Rosie became the 27th resident retired to The Elephant Sanctuary.
The smallest African elephant at The Sanctuary, Rosie's trunk is both narrow and short. Unlike most African elephants, Rosie does not have tusks. She is easily identified by her crooked tail that resembles the handle of a coffee mug and two circular holes in her right ear. Rosie often wags her tail back and forth like a dog. Rosie’s mouth is upturned on either side so that it looks like she is always smiling.
Rosie spent her last five years at the Nashville Zoo with Sukari and Hadari. At The Sanctuary, Rosie continues to share space daily with Sukari. The duo will nap together at night, spend time side by side, and walk around the yard together during the day.

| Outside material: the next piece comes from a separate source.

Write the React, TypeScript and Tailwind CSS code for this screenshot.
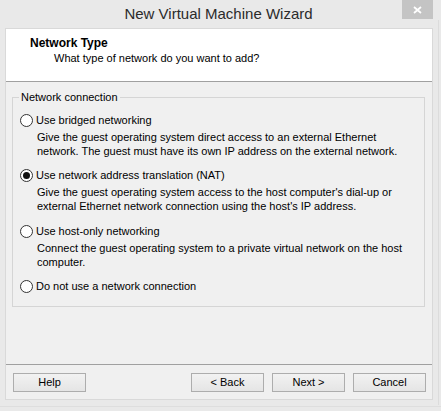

Rosie is the more dominant elephant, and she frequently displays her dominance over Sukari in a variety of ways. She will most often displace Sukari if food, hay, or browse is left in their shared space. Introductions to sharing space with Tange began in the summer of 2016.
Prior to arriving at The Elephant Sanctuary, Rosie was managed through restricted contact. She is currently making the transition to protected contact. At 46 years of age, Rosie is the elephant at Africa barn that requires the most care and attention. She has had a variety of health problems including lameness in her front right leg and abscesses in her nails. Individualized health care and innovative barn renovations, including a sand stall have helped improve Rosie’s overall health in a relatively short period of time. Her condition continues to be monitored closely by Veterinary and Care Staff.Rosie is described as an attentive but calm elephant and the Care Staff report she enjoys enrichment, especially hanging items. Rosie will flip the enrichment up so it is on top of her head and rub back and forth. She also likes to chew on the fire hose boondoggle (a braided “basket”) enrichment item.